If I haven't already recommended it (a review on my blog will be coming soon, possibly), make sure you get your hands on Consumer Detox by Mark Powley. Gold, gold, gold. This is the populist Christian anti-consumerism book I have been praying for.

Mike B said...

Perhaps I'm wrong, but I didn't think he said there won't BE another Great Depression. He was just saying that if there was, our generation is in a far worse position to deal with it than those who lived through the original Great Depression were.

I'm also not sure you're quite right about the thing he didn't want to say publicly.
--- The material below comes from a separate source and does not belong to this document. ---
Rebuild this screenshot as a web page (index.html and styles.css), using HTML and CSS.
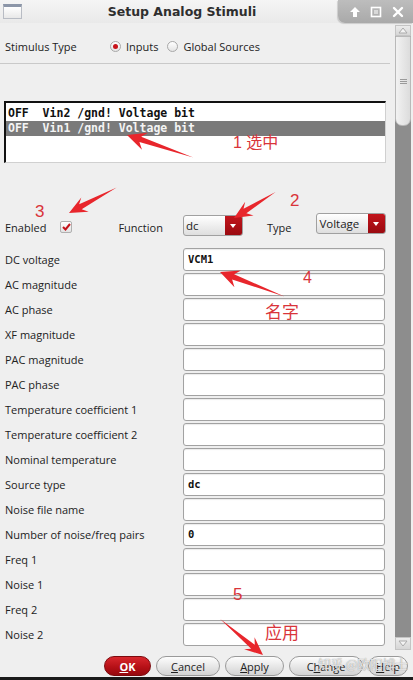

But I can't offer my alternative without betraying his confidence (after all, it isn't too hard to join the dots in these posts / comments).

Still, I totally agree that the love of affluence is the main thing / one of the main things the church ought to be publicly critiquing.

Mike W said...

Thanks Mike B, perhaps I have been a little harsh in my assessment, and I can admit to not being at the peak of my attentive skills while all these things were said.
Still, don't you find it weird that we go 'hardhitting' on everything other than our opulent wealth?

@ Byron.
Yeh I've seen this book but haven't read it.

Mike B said...

I do, and I agree with the spirit of your post.

I've now heard the whole ref-charo thing 3/4 times now, and this was the first time I've heard a specific justification for calling Driscoll et al 'fourth wave charismatics'. Though I still think it's about as logical as calling the present government of Germany 'fourth wave Nazis'. Sure, Driscoll et al may have one or two things in common with 20th C charos, but he has also publicly denounced much of their theology and practice.

I'm glad to be taught about dangers in other theologies, but yes, one of the biggest dangers in our own theology (consumerism dressed up as 'enjoying God's good gifts') needs much more of our airtime.